[Exercise description] Repeat the records below exactly, from the first line through the line containing "const [agree, setAgree] = useState(true)", and leave out any pictures.

[Given entries]
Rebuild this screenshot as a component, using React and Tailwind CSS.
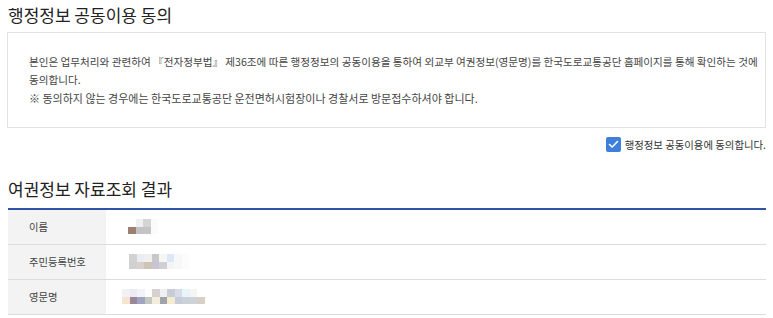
import React, { useState } from 'react'

const font = { fontFamily: '"Noto Sans CJK KR", "Noto Sans", sans-serif' }

// 모자이크 처리된 개인정보 값
const Mosaic = ({ rows }) => (
    <div className="flex flex-col">
        {rows.map((row, i) => (
            <div key={i} className="flex">
                {row.map((c, j) => (
                    <div key={j} className="w-[7.5px] h-[7.5px]" style={{ backgroundColor: c }} />
                ))}
            </div>
        ))}
    </div>
)

const results = [
    {
        label: "이름",
        pad: "pl-[22px]",
        rows: [
            ["#ffffff", "#eef0f2", "#d4d4d4", "#fbfbfb"],
            ["#9c8070", "#c2c2c4", "#c4c4c4", "#fbfbfb"],
        ],
    },
    {
        label: "주민등록번호",
        pad: "pl-[23px]",
        rows: [
            ["#d2d2d2", "#e8eef2", "#f0f0f0", "#c8c8c8", "#f6f6f6", "#dce8f8", "#f8f8f8", "#fcfcfc"],
            ["#d0d0d0", "#d8d0cc", "#cfc4b6", "#c8c4d4", "#d0d0d2", "#f4f4f4", "#f8f8f8", "#fcfcfc"],
        ],
    },
    {
        label: "영문명",
        pad: "pl-[16px]",
        rows: [
            ["#f2f2f6", "#eceaf4", "#f0f4f8", "#fcfcfc", "#d8d0d0", "#f0f0f4", "#c8ccd4", "#d8dce8", "#e8f4fc", "#f8f4f0", "#ffffff"],
            ["#f4e4d0", "#9a8898", "#a0a4c0", "#c0c8c0", "#f4ecdc", "#a0a4a8", "#f4ecd0", "#c8ccd8", "#ccd0d8", "#ccd4d8", "#d8d0c8"],
        ],
    },
]

const App = () => {
    const [agree, setAgree] = useState(true)

    return (
        <div className="w-[773px] h-[318px] bg-white overflow-hidden px-[7px] pt-[4px]" style={font}>
            <h2 className="text-[17px] leading-[22px] text-[#222] font-normal pl-[1px]">행정정보 공동이용 동의</h2>

            <div className="mt-[6px] w-[759px] border border-[#e2e2e2] pl-[21px] pr-[2px] py-[20px] text-[10.6px] leading-[18px] text-[#444] break-keep">
                <p>
                    <span className="whitespace-nowrap">본인은 업무처리와 관련하여 『전자정부법』 제36조에 따른 행정정보의 공동이용을 통하여 외교부 여권정보(영문명)를 한국도로교통공단 홈페이지를 통해 확인하는 것에</span>
                    <br />
                    동의합니다.
                </p>
                <p className="text-[11px]">※ 동의하지 않는 경우에는 한국도로교통공단 운전면허시험장이나 경찰서로 방문접수하셔야 합니다.</p>
            </div>

            <label className="mt-[9px] w-[759px] flex justify-end items-center gap-[4px] cursor-pointer">
                <button
                    onClick={() => setAgree(!agree)}
                    className={`w-[15px] h-[15px] rounded-[2px] flex items-center justify-center ${agree ? "bg-[#3d7fdb]" : "bg-white border border-[#bbb]"}`}
                >
                    {agree && (
                        <svg width="11" height="9" viewBox="0 0 11 9" fill="none">
                            <path d="M1.5 4.5L4.2 7L9.5 1.5" stroke="white" strokeWidth="1.6" strokeLinecap="round" strokeLinejoin="round" />
                        </svg>
                    )}
                </button>
                <span className="text-[10.4px] leading-[15px] text-[#333]">행정정보 공동이용에 동의합니다.</span>
            </label>

            <h2 className="mt-[26px] text-[17px] leading-[22px] text-[#222] font-normal pl-[1px]">여권정보 자료조회 결과</h2>

            <table className="mt-[8px] w-[758px] ml-[1px] border-t-2 border-[#2f53a5] border-collapse">
                <tbody>
                    {results.map((r) => (
                        <tr key={r.label} className="h-[35px] border-b border-[#dcdcdc]">
                            <th className="w-[98px] bg-[#f3f3f3] text-left font-normal text-[10.3px] text-[#444] pl-[21px]">{r.label}</th>
                            <td className={r.pad}>
                                <Mosaic rows={r.rows} />
                            </td>
                        </tr>
                    ))}
                </tbody>
            </table>
        </div>
    )
}

export default App
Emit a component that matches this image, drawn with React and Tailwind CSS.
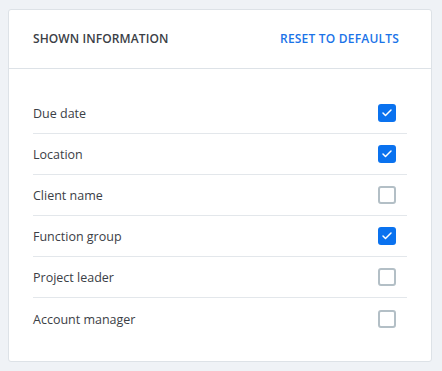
import { Check } from 'lucide-react'

const fields = [
    { label: 'Due date', checked: true },
    { label: 'Location', checked: true },
    { label: 'Client name', checked: false },
    { label: 'Function group', checked: true },
    { label: 'Project leader', checked: false },
    { label: 'Account manager', checked: false },
]

function Checkbox({ checked }) {
    if (checked) {
        return (
            <span className='w-[18px] h-[18px] rounded-[3px] bg-[#0a72ef] flex items-center justify-center'>
                <Check size={12} strokeWidth={3} className='text-white' />
            </span>
        )
    }
    return <span className='w-[18px] h-[18px] rounded-[3px] border-2 border-[#b3bfc6] bg-white'></span>
}

export default function App() {
    return (
        <div className="w-[442px] h-[371px] bg-[#eff2f6] pt-[9px] pl-2 pr-[10px]" style={{ fontFamily: '"Open Sans", "Noto Sans", sans-serif' }}>
            <div className="bg-white border border-[#dde2e7] rounded-[3px] h-[353px] flex flex-col">
                {/* Header */}
                <div className="h-[59px] border-b border-[#dde2e7] pl-6 pr-8 flex items-center justify-between">
                    <span className='text-[12px] font-semibold text-[#3b4046] tracking-[0.1px]'>SHOWN INFORMATION</span>
                    <button className='text-[12px] font-semibold text-[#1a73e8] tracking-[0.2px] cursor-pointer'>RESET TO DEFAULTS</button>
                </div>

                {/* Fields */}
                <div className="px-6 pt-6">
                    {fields.map((f, i) => (
                        <div key={f.label} className={`h-[41px] flex items-center justify-between pr-[11px] ${i < fields.length - 1 ? 'border-b border-[#e3e7eb]' : ''}`}>
                            <span className='text-[12.5px] text-[#3b4046] mt-[3px]'>{f.label}</span>
                            <Checkbox checked={f.checked} />
                        </div>
                    ))}
                </div>
            </div>
        </div>
    )
}
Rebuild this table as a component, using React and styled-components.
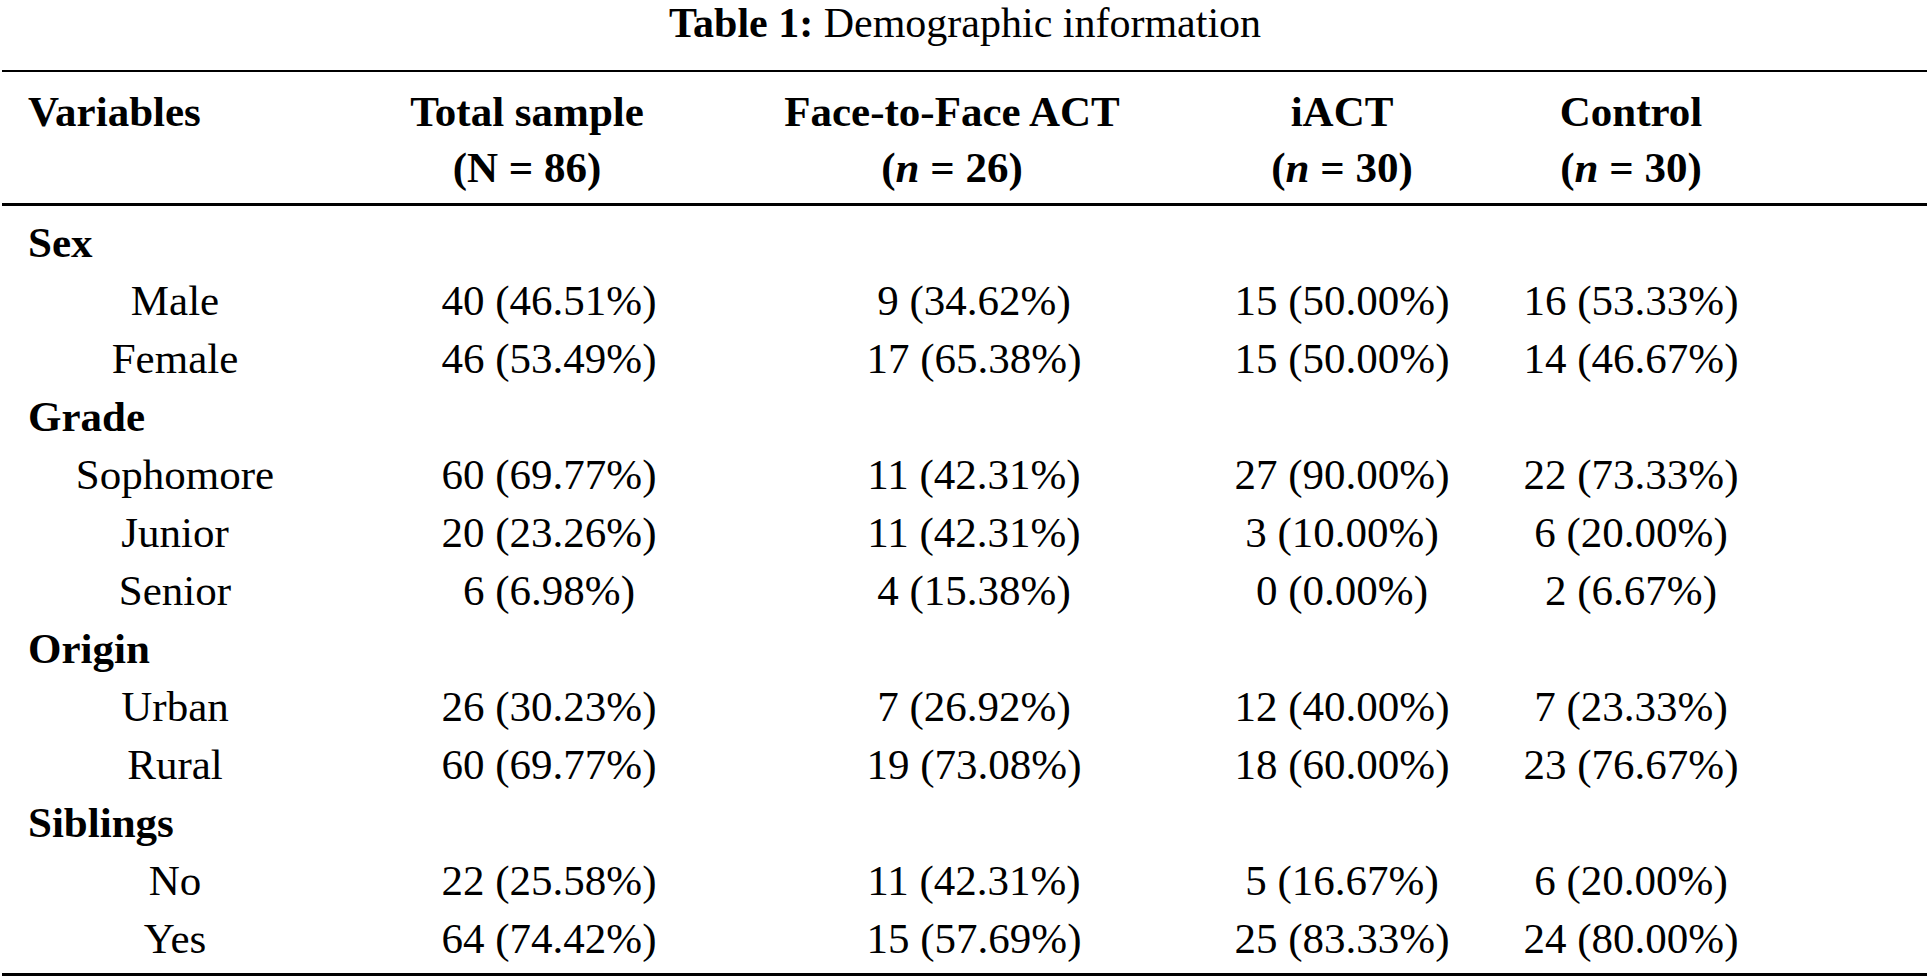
import React from "react";
import styled, { createGlobalStyle } from "styled-components";

const GlobalStyle = createGlobalStyle`
  html, body {
    margin: 0;
    padding: 0;
    background: #ffffff;
  }
  body {
    font-family: "Liberation Serif", "Times New Roman", serif;
    color: #000000;
  }
`;

const COLUMNS = "346px 358px 492px 288px 290px 1fr";

const Page = styled.main`
  width: 1930px;
  height: 978px;
  overflow: hidden;
  font-family: "Liberation Serif", "Times New Roman", serif;
  font-size: 43px;
  color: #000;
`;

const Caption = styled.div`
  height: 47px;
  line-height: 47px;
  font-size: 42px;
  text-align: center;
  margin-bottom: 23px;
  white-space: nowrap;
`;

const CaptionLabel = styled.span`
  font-weight: 700;
`;

const Table = styled.section`
  margin-left: 2px;
  width: 1925px;
  border-top: 2px solid #000;
  border-bottom: 3px solid #000;
`;

const Head = styled.div`
  display: grid;
  grid-template-columns: ${COLUMNS};
  padding: 12px 0 7px;
  border-bottom: 3px solid #000;
  font-weight: 700;
  line-height: 56px;
`;

const HeadCell = styled.div`
  display: flex;
  flex-direction: column;
  align-items: ${(p) => (p.$left ? "flex-start" : "center")};
  padding-left: ${(p) => (p.$left ? "26px" : "0")};
  white-space: nowrap;
`;

const Body = styled.div`
  padding: 8px 0 5px;
`;

const Row = styled.div`
  display: grid;
  grid-template-columns: ${COLUMNS};
  height: 58px;
  line-height: 58px;
  white-space: nowrap;
`;

const LabelCell = styled.div`
  padding: 0 26px;
  text-align: ${(p) => (p.$group ? "left" : "center")};
  font-weight: ${(p) => (p.$group ? 700 : 400)};
`;

const ValueCell = styled.div`
  text-align: center;
  padding-left: ${(p) => (p.$shift ? "44px" : "0")};
`;

const Italic = styled.i`
  font-style: italic;
`;

const headers = [
  { title: "Total sample", sym: "N", value: "86", italic: false },
  { title: "Face-to-Face ACT", sym: "n", value: "26", italic: true },
  { title: "iACT", sym: "n", value: "30", italic: true },
  { title: "Control", sym: "n", value: "30", italic: true },
];

const groups = [
  {
    name: "Sex",
    rows: [
      ["Male", "40 (46.51%)", "9 (34.62%)", "15 (50.00%)", "16 (53.33%)"],
      ["Female", "46 (53.49%)", "17 (65.38%)", "15 (50.00%)", "14 (46.67%)"],
    ],
  },
  {
    name: "Grade",
    rows: [
      ["Sophomore", "60 (69.77%)", "11 (42.31%)", "27 (90.00%)", "22 (73.33%)"],
      ["Junior", "20 (23.26%)", "11 (42.31%)", "3 (10.00%)", "6 (20.00%)"],
      ["Senior", "6 (6.98%)", "4 (15.38%)", "0 (0.00%)", "2 (6.67%)"],
    ],
  },
  {
    name: "Origin",
    rows: [
      ["Urban", "26 (30.23%)", "7 (26.92%)", "12 (40.00%)", "7 (23.33%)"],
      ["Rural", "60 (69.77%)", "19 (73.08%)", "18 (60.00%)", "23 (76.67%)"],
    ],
  },
  {
    name: "Siblings",
    rows: [
      ["No", "22 (25.58%)", "11 (42.31%)", "5 (16.67%)", "6 (20.00%)"],
      ["Yes", "64 (74.42%)", "15 (57.69%)", "25 (83.33%)", "24 (80.00%)"],
    ],
  },
];

export default function App() {
  return (
    <>
      <GlobalStyle />
      <Page>
        <Caption>
          <CaptionLabel>Table 1:</CaptionLabel> Demographic information
        </Caption>
        <Table>
          <Head>
            <HeadCell $left>
              <span>Variables</span>
            </HeadCell>
            {headers.map((h) => (
              <HeadCell key={h.title}>
                <span>{h.title}</span>
                <span>
                  ({h.italic ? <Italic>{h.sym}</Italic> : h.sym} = {h.value})
                </span>
              </HeadCell>
            ))}
            <div />
          </Head>
          <Body>
            {groups.map((g) => (
              <React.Fragment key={g.name}>
                <Row>
                  <LabelCell $group>{g.name}</LabelCell>
                </Row>
                {g.rows.map((r) => (
                  <Row key={r[0]}>
                    <LabelCell>{r[0]}</LabelCell>
                    {r.slice(1).map((v, i) => (
                      <ValueCell key={i} $shift={i < 2}>
                        {v}
                      </ValueCell>
                    ))}
                    <div />
                  </Row>
                ))}
              </React.Fragment>
            ))}
          </Body>
        </Table>
      </Page>
    </>
  );
}
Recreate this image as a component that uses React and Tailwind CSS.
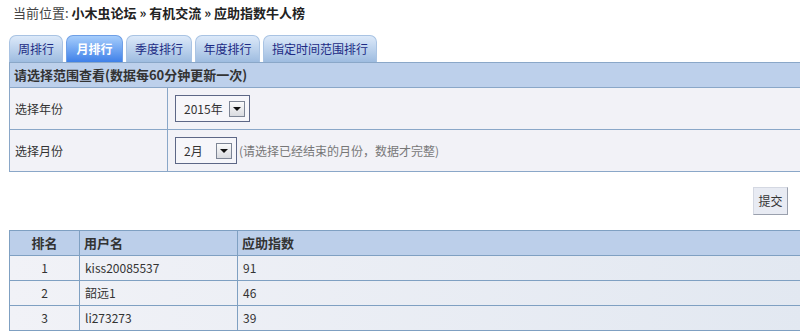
import React from 'react';

const tabs = ['周排行', '月排行', '季度排行', '年度排行', '指定时间范围排行'];
const tabWidths = ['w-[54px]', 'w-[57px]', 'w-[66px]', 'w-[65px]', 'w-[114px]'];

const rows = [
  { rank: 1, name: 'kiss20085537', score: 91 },
  { rank: 2, name: '韶远1', score: 46 },
  { rank: 3, name: 'li273273', score: 39 },
];

const font = { fontFamily: 'Tahoma, "Noto Sans CJK SC", sans-serif' };

const SelectBox = ({ value, className }) => {
  return (
    <div
      className={`flex items-center h-[27px] border border-[#5d6786] bg-[#f6f6fa] pl-[8px] pr-[4px] ${className}`}
    >
      <span className="flex-1 text-[12px] text-[#333]">{value}</span>
      <span className="flex items-center justify-center w-[16px] h-[16px] border border-[#7d8595] bg-linear-to-b from-[#fbfbfb] to-[#d9dbe0]">
        <span className="block w-0 h-0 border-l-[4px] border-r-[4px] border-t-[4px] border-l-transparent border-r-transparent border-t-[#111] mt-[1px]" />
      </span>
    </div>
  );
};

const App = () => {
  return (
    <div className="w-[800px] h-[331px] overflow-hidden bg-white text-[#333]" style={font}>
      <div className="pl-[13px] pt-[5px] h-[35px] text-[13px] leading-[16px]">
        <span className="text-[#444]">当前位置: </span>
        <span className="font-bold text-[#222]">小木虫论坛 » 有机交流 » 应助指数牛人榜</span>
      </div>

      <div className="pl-[9px]">
        <div className="flex gap-[3px] h-[27px] items-end">
          {tabs.map((tab, i) => {
            const active = i === 1;
            return (
              <div
                key={tab}
                className={`${tabWidths[i]} h-[27px] rounded-t-[7px] border border-b-0 flex items-center justify-center text-[12px] ${
                  active
                    ? 'border-[#6e9fe6] bg-linear-to-b from-[#a6cdfb] to-[#3f80e8] text-white font-bold'
                    : 'border-[#a9c3e3] bg-linear-to-b from-[#dce9f9] to-[#9ebce0] text-[#1d2b84]'
                }`}
              >
                {tab}
              </div>
            );
          })}
        </div>

        <div className="w-[800px] border-l border-[#8aa7c8] bg-[#f2f2f7]">
          <div className="h-[26px] border-t border-b border-[#8aa7c8] bg-[#bdd0eb] flex items-center pl-[4px] text-[13px] font-bold text-[#333]">
            请选择范围查看(数据每60分钟更新一次)
          </div>
          <div className="flex h-[42px] border-b border-[#8aa7c8]">
            <div className="w-[158px] border-r border-[#8aa7c8] flex items-center pl-[5px] text-[12px]">
              选择年份
            </div>
            <div className="flex items-center pl-[7px]">
              <SelectBox value="2015年" className="w-[75px]" />
            </div>
          </div>
          <div className="flex h-[42px] border-b border-[#8aa7c8]">
            <div className="w-[158px] border-r border-[#8aa7c8] flex items-center pl-[5px] text-[12px]">
              选择月份
            </div>
            <div className="flex items-center pl-[7px]">
              <SelectBox value="2月" className="w-[62px]" />
              <span className="ml-[2px] text-[12px] text-[#777]">(请选择已经结束的月份，数据才完整)</span>
            </div>
          </div>
        </div>
      </div>

      <div className="flex justify-end pr-[12px] pt-[15px] h-[58px]">
        <button className="w-[35px] h-[28px] border border-[#d4d8e2] border-r-[#9aa0ad] border-b-[#9aa0ad] bg-[#e8ebf3] text-[12px] text-[#333]">
          提交
        </button>
      </div>

      <div className="pl-[9px]">
        <div className="w-[800px] border-l border-t border-[#7fa0c2] text-[12px]">
          <div className="flex h-[25px] bg-[#bccfea] border-b border-[#7fa0c2] font-bold text-[13px] text-[#333]">
            <div className="w-[70px] border-r border-[#7fa0c2] flex items-center justify-center">排名</div>
            <div className="w-[158px] border-r border-[#7fa0c2] flex items-center pl-[4px]">用户名</div>
            <div className="flex-1 flex items-center pl-[4px]">应助指数</div>
          </div>
          {rows.map((r) => (
            <div
              key={r.rank}
              className="flex h-[25px] border-b border-[#7fa0c2] bg-linear-to-r from-[#f1f2f7] to-[#e2e8f1]"
            >
              <div className="w-[70px] border-r border-[#7fa0c2] flex items-center justify-center">{r.rank}</div>
              <div className="w-[158px] border-r border-[#7fa0c2] flex items-center pl-[5px]">{r.name}</div>
              <div className="flex-1 flex items-center pl-[5px]">{r.score}</div>
            </div>
          ))}
        </div>
      </div>
    </div>
  );
};

export default App;
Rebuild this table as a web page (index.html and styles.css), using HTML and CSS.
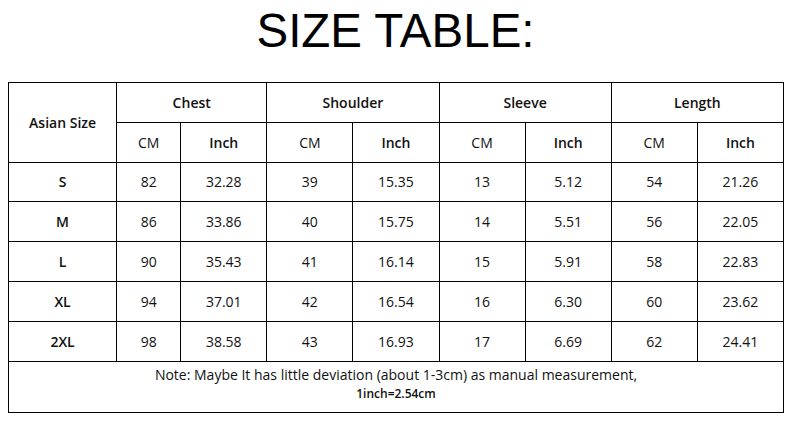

[Answer below]
Rebuild this screenshot as a component, using React and Tailwind CSS.
import React, { useState } from 'react'

const font = { fontFamily: '"Noto Sans CJK KR", "Noto Sans", sans-serif' }

// 모자이크 처리된 개인정보 값
const Mosaic = ({ rows }) => (
    <div className="flex flex-col">
        {rows.map((row, i) => (
            <div key={i} className="flex">
                {row.map((c, j) => (
                    <div key={j} className="w-[7.5px] h-[7.5px]" style={{ backgroundColor: c }} />
                ))}
            </div>
        ))}
    </div>
)

const results = [
    {
        label: "이름",
        pad: "pl-[22px]",
        rows: [
            ["#ffffff", "#eef0f2", "#d4d4d4", "#fbfbfb"],
            ["#9c8070", "#c2c2c4", "#c4c4c4", "#fbfbfb"],
        ],
    },
    {
        label: "주민등록번호",
        pad: "pl-[23px]",
        rows: [
            ["#d2d2d2", "#e8eef2", "#f0f0f0", "#c8c8c8", "#f6f6f6", "#dce8f8", "#f8f8f8", "#fcfcfc"],
            ["#d0d0d0", "#d8d0cc", "#cfc4b6", "#c8c4d4", "#d0d0d2", "#f4f4f4", "#f8f8f8", "#fcfcfc"],
        ],
    },
    {
        label: "영문명",
        pad: "pl-[16px]",
        rows: [
            ["#f2f2f6", "#eceaf4", "#f0f4f8", "#fcfcfc", "#d8d0d0", "#f0f0f4", "#c8ccd4", "#d8dce8", "#e8f4fc", "#f8f4f0", "#ffffff"],
            ["#f4e4d0", "#9a8898", "#a0a4c0", "#c0c8c0", "#f4ecdc", "#a0a4a8", "#f4ecd0", "#c8ccd8", "#ccd0d8", "#ccd4d8", "#d8d0c8"],
        ],
    },
]

const App = () => {
    const [agree, setAgree] = useState(true)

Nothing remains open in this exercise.